Wednesday, June 21, 2023

A brief discussion of the methodology behind my political forecasts

 So, I thought I had an article about this, but I guess I don't. I had a friend who sometimes reads my blog ask me about this, and wanted to share some articles on it, but I never had any articles actually outlining how exactly I do my forecasts, so I figured I would give a basic rundown.

Basically, my forecasts are deduced by polling averages. I look up the polling average on realclearpolitics.com, and sort by the polls I'm interested in. Sometimes if RCP does a bad job I'll use 538's data, which uses much of the same data set, but I typically try to stick to RCP for consistency if possible unless they drop the ball. 

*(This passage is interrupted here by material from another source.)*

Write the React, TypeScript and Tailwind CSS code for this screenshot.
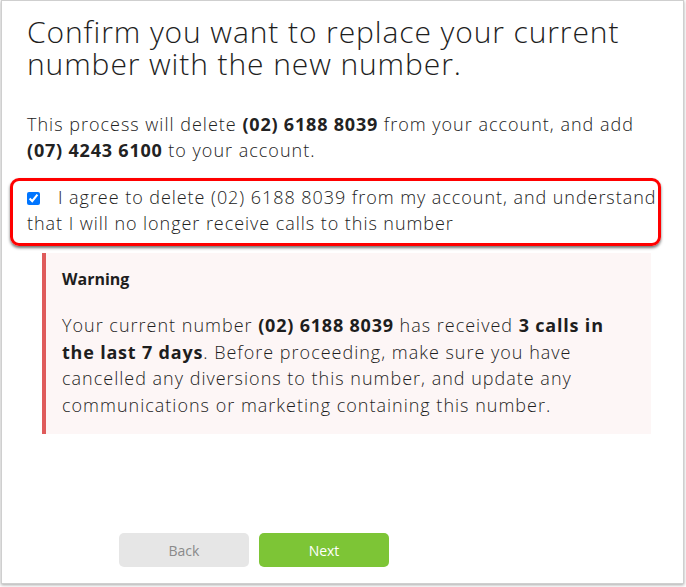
import React from "react";

const font = { fontFamily: '"Open Sans", "Liberation Sans", sans-serif' };

export default function App() {
  return (
    <div className="min-h-screen bg-white" style={font}>
      <div className="ml-[1px] flex h-[584px] w-[683px] flex-col border border-[#cfcfcf] shadow-[0_1px_3px_rgba(0,0,0,0.35)]">
        <div className="pl-[25px] pr-[22px]">
          <h1 className="pt-[15px] text-[30px] font-light leading-[32px] tracking-[0.9px] text-[#1e1e1e]">
            Confirm you want to replace your current number with the new number.
          </h1>

          <p className="mt-[31px] text-[18px] font-light leading-[26px] tracking-[1px] text-[#222]">
            This process will delete <b className="font-bold tracking-[0.8px]">(02) 6188 8039</b> from your account,
            and add <b className="font-bold tracking-[0.8px]">(07) 4243 6100</b> to your account.
          </p>

          {/* agree checkbox, outlined in red */}
          <label className="-ml-[17px] mt-[15px] block rounded-[9px] border-[3px] border-[#ff0000] pb-[7px] pl-[14px] pr-[1px] pt-[3px] text-[18px] font-light leading-[26px] tracking-[0.95px] text-[#222] shadow-[0_2px_3px_rgba(0,0,0,0.55)]">
            <input
              type="checkbox"
              checked
              readOnly
              className="mr-[18px] inline-block h-[13px] w-[13px] align-[-1px]"
            />
            I agree to delete (02) 6188 8039 from my account, and understand that I will no longer receive calls to
            this number
          </label>

          <div className="ml-[15px] mr-[10px] mt-[7px] border-l-4 border-[#df5b5b] bg-[#fdf6f6] pb-[16px] pl-[16px] pr-[16px] pt-[14px] text-[#1e1e1e]">
            <div className="text-[16px] font-bold leading-[24px]">Warning</div>
            <p className="mt-[21px] text-[18px] font-light leading-[26.6px] tracking-[1px]">
              Your current number <b className="font-bold tracking-[0.8px]">(02) 6188 8039</b> has received{" "}
              <b className="font-bold tracking-[0.8px]">3 calls in the last 7 days</b>. Before proceeding, make sure
              you have cancelled any diversions to this number, and update any communications or marketing
              containing this number.
            </p>
          </div>
        </div>

        <div className="mt-auto flex gap-[10px] pb-[16px] pl-[117px]">
          <button className="h-[34px] w-[130px] rounded-[5px] bg-[#e6e6e6] text-[14px] text-[#8a8a8a]">Back</button>
          <button className="h-[34px] w-[130px] rounded-[5px] bg-[#7dc536] text-[14px] text-white">Next</button>
        </div>
      </div>
    </div>
  );
}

From there, I assume a margin of error of 4% and calculate the probabilities on a one tailed statistical bell curve. Why do I use 4% as my margin of error? Well, ideally political polls aim for 3%, but a lot of polls in practice never meet such a tight standard. 3% MOE means a sample size of about 1000, while many polls are closer to the ~500 range. More people polled is more representative of the population and generally speaking error goes down with the sample size. Generally speaking, on a statistical bell curve, roughly 96% of all results will occur within two standard deviations of polling average (standard deviation is interchangeable with margin of error here). With a MOE of 3%, that means 96% of results are within 6 points, whereas with an MOE of 4, which is a bit more lenient and in line with most polling (which ranges between 3-5, with 4 being a nice estimate of an average), 96% of results will occur within 8 points of the polling average. 

Now, in practice, we don't need to worry about a two tailed test, it only matters if results fall outside of those two standard deviations one way. If a candidate who is already winning overperforms by more than 8 points, they still win, even if the result is atypical. So in reality, we only have a 2% chance of the wrong outcome here.

From there, I look at the polling average, see how much a candidate is leading, and then convert their lead into a Z score (generally speaking the number of standard deviations away from 0%) and get a probability of winning or losing from that

Generally speaking, a 0% leads means a Z score of 0, which means the outcome is 50/50.

A 1% lead means a Z score of 0.25, which means the outcome is 60/40 roughly. I consider anything less than this to be a very close race that could go either way. Things come down to a coin flip more or less with these and we really don't know what direction they're going until the results come in.

A 4% lead means a Z score of 1, which means the outcome is about 84/16. Generally speaking, results ranging from 0.25-1 Z score are in play, but leaning in favor of the person in the lead. Still, there can be anything from a 16% (roughly 1 in 6) to a 40% (roughly 2 in 5) chance of the result flipping, and we have seen quite a few of these. Pennsylvania was in this category in 2016. Clinton was 1.9% ahead, meaning a Z score of 0.48, which translated to around a 68% chance of Clinton winning, or roughly 2 in 3. But....the other result came in. It happens. Michigan was another one, with a 3.4% lead, which translated to a 0.85 Z score, with translated to an 80% chance (4 out of 5) that clinton would win. The other result came in, it happens.  In 2020, Florida was a lot like this. Biden had a 2.8% lead, leading to a 0.7 Z score, which led to a 76% chance (3 out of 4) that Biden would win. Trump flipped it, although other states like Arizona and Nevada went for Biden. 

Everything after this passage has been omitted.